You might come away from Newcastle needing a holiday, but knowing you’ve had an action-packed break.

10. Beautiful beaches

Feel the cool sea breeze against your cheeks by visiting one of Newcastle’s three pristine beaches, highly commended by Keep Australia Beautiful NSW in its Clean Beaches program, that are interlinked by Bathers Way, a stunning coastal walk. From Nobbys in the north to Merewether in the south, total walking time at a medium pace is approximately three hours – perfect for a long walk on a temperate summer evening or a romantic stroll after dinner. Bathers Way showcases Newcastle’s attractive coastline where rugged cliff faces bisect reefs, rock pools and sizeable salt water ocean baths. From the shores of spectacular Stockton Beach to the much-loved year-round safe swimming beach at Nobbys, to the wave chasers’ favourite Bar Beach and Merewether, Newcastle’s many miles of pristine beaches have something for everyone – from sun gods to surfers to sandcastle builders, and everyone in between. Witness white surf battles and hard fought wins at this year’s Surfest, an 11-day surfing bonanza (13-23 February) at Merewether. Or learn how to do it like a pro at Newcastle Kiteschool or at the iSurf Newcastle Surf School.

11. City Evolutions

Newcastle’s historic Watt Street comes to life each evening through an electric, interactive multimedia light display set to transport visitors through time and place. A joint initiative between The City of Newcastle, Newcastle NOW and the University of Newcastle, City Evolutions sees heritage listed buildings, historic townhouses and Victorian terraces along Newcastle’s oldest street brought to life through colourful cinematography, lavish light ups and interactive installations. City Evolutions now has new summer content which includes event footage and images to celebrate our busy season of sporting and cultural events.
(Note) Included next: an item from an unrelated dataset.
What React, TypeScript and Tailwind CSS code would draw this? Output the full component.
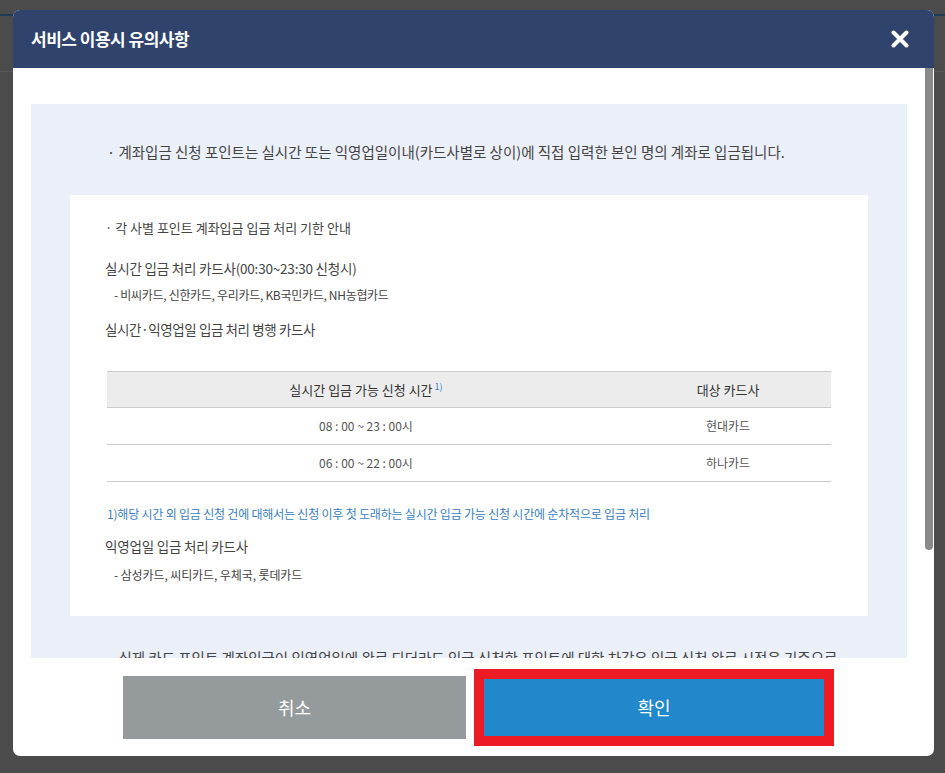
import React from "react";

const FONT = { fontFamily: '"Noto Sans CJK KR", "Noto Sans", sans-serif' };

const ROWS = [
  { time: "08 : 00 ~ 23 : 00시", card: "현대카드" },
  { time: "06 : 00 ~ 22 : 00시", card: "하나카드" },
];

function CloseIcon() {
  return (
    <svg width="18" height="18" viewBox="0 0 18 18" fill="none">
      <path d="M2.5 2.5 L15.5 15.5 M15.5 2.5 L2.5 15.5" stroke="#fff" strokeWidth="4" strokeLinecap="round" />
    </svg>
  );
}

export default function App() {
  return (
    <div className="relative h-[773px] w-[945px] overflow-hidden bg-[#4b4b4b]" style={FONT}>
      {/* page behind the dimmed overlay */}
      <div className="mt-[14px] h-[2px] bg-[#1e3a55]" />
      <div className="mt-[55px] h-px bg-[#585858]" />

      <div className="absolute left-[13px] top-[10px] flex h-[746px] w-[921px] flex-col overflow-hidden rounded-[7px] bg-white">
        <div className="flex h-[58px] shrink-0 items-center justify-between bg-[#2f436d] pl-[18px] pr-[25px]">
          <h2 className="text-[17px] font-bold tracking-[-0.5px] text-white">서비스 이용시 유의사항</h2>
          <CloseIcon />
        </div>

        <div className="flex h-[590px] shrink-0">
          <div className="flex-1 overflow-hidden px-[18px] pt-[36px]">
            <div className="bg-[#ebeff8] px-[39px] pt-[36px] pb-[40px] text-[#444]">
              <p className="pl-[37px] text-[14.5px] leading-[24px]">
                · 계좌입금 신청 포인트는 실시간 또는 익영업일이내(카드사별로 상이)에 직접 입력한 본인 명의 계좌로 입금됩니다.
              </p>

              <div className="mt-[31px] bg-white pl-[35px] pr-[37px] pt-[23px] pb-[32px]">
                <p className="text-[13px] leading-[20px]">· 각 사별 포인트 계좌입금 입금 처리 기한 안내</p>
                <p className="mt-[19px] text-[13.5px] leading-[22px] tracking-[-0.2px]">실시간 입금 처리 카드사(00:30~23:30 신청시)</p>
                <p className="mt-[7px] pl-[9px] text-[12px] leading-[18px] tracking-[-0.3px]">- 비씨카드, 신한카드, 우리카드, KB국민카드, NH농협카드</p>
                <p className="mt-[14px] text-[13.5px] leading-[22px] tracking-[-0.4px]">실시간·익영업일 입금 처리 병행 카드사</p>

                <table className="mt-[31px] ml-[2px] w-[724px] border-collapse text-center">
                  <thead>
                    <tr className="h-[36px] border-t border-b border-[#cccccc] bg-[#ececec]">
                      <th className="w-[518px] text-[13px] font-normal text-[#333]">
                        실시간 입금 가능 신청 시간<sup className="ml-[2px] text-[9px] text-[#3a7fc8]">1)</sup>
                      </th>
                      <th className="text-[13px] font-normal text-[#333]">대상 카드사</th>
                    </tr>
                  </thead>
                  <tbody>
                    {ROWS.map((r) => (
                      <tr key={r.card} className="h-[37px] border-b border-[#cccccc] text-[12px] text-[#555]">
                        <td>{r.time}</td>
                        <td>{r.card}</td>
                      </tr>
                    ))}
                  </tbody>
                </table>

                <p className="mt-[23px] ml-[2px] text-[12px] leading-[18px] tracking-[-0.2px] text-[#3a7fc8]">
                  1)해당 시간 외 입금 신청 건에 대해서는 신청 이후 첫 도래하는 실시간 입금 가능 신청 시간에 순차적으로 입금 처리
                </p>
                <p className="mt-[12px] text-[13.5px] leading-[22px] tracking-[-0.2px]">익영업일 입금 처리 카드사</p>
                <p className="mt-[9px] pl-[9px] text-[12px] leading-[18px] tracking-[-0.1px]">- 삼성카드, 씨티카드, 우체국, 롯데카드</p>
              </div>

              <p className="mt-[30px] pl-[37px] pr-[18px] text-[14.5px] leading-[24px]">
                · 실제 카드 포인트 계좌입금이 익영업일에 완료 되더라도 입금 신청한 포인트에 대한 차감은 입금 신청 완료 시점을 기준으로 합니다.
              </p>
            </div>
          </div>
          <div className="w-[9px] shrink-0 pr-px">
            <div className="h-[482px] rounded-b-[4px] bg-[#898989]" />
          </div>
        </div>

        <div className="flex flex-1 items-center gap-[8px] pl-[110px]">
          <button className="flex h-[63px] w-[343px] items-center justify-center bg-[#959a9d] text-[18px] text-white">
            취소
          </button>
          <div className="border-[10px] border-[#ed1c24]">
            <button className="flex h-[57px] w-[340px] items-center justify-center bg-[#2288cc] text-[18px] text-white">
              확인
            </button>
          </div>
        </div>
      </div>
    </div>
  );
}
12. Relaxation and restoration

Nose to the grindstone? Getting away from the daily grind, fluorescent lights of the office and the endless churning of the morning commute is essential. Relax and revive with a spa treatment (or many) or retreat to one of Newcastle’s alternative health and fitness centres or sumptuous day spas. Combine the best of both worlds at Yoga Loft, which offers a full schedule of yoga classes, plus spa treatments, all with the added benefit of incredible ocean views. 

13. A roasted drop that’s hard to beat

Newcastle is a serious challenger for recognition as Australia’s coffee capital. The back-to-basics layout of newly opened Saluna Coffee + Kitchen is reminiscent of eclectic European cafes of yesteryear. Its key selling point is the perfectly crafted drop from carefully ground coffee beans and unbeatable organic produce. Along with Newcastle’s other nostalgic cafe haunts, Sprocket Roasters, Wickhams Motorcycles, Frankie’s on Darby, Saluna and Soul Foods are perennially filled with interesting people, colourful conversation and delicious breakfast and lunch options sourced from local producers.

14. Easy accessibility

Located just off the M1 motorway, Newcastle is incredibly easy to visit from anywhere in Australia, whether by car, bus (via Greyhound Buses), train (via Sydney Trains and TrainLink) or plane. Newcastle Airport is served by Qantas, Virgin Australia, Jetstar and Regional Express with regular services between all Eastern major metro hubs. With time on your hands, though, why not take the coastal Pacific Highway?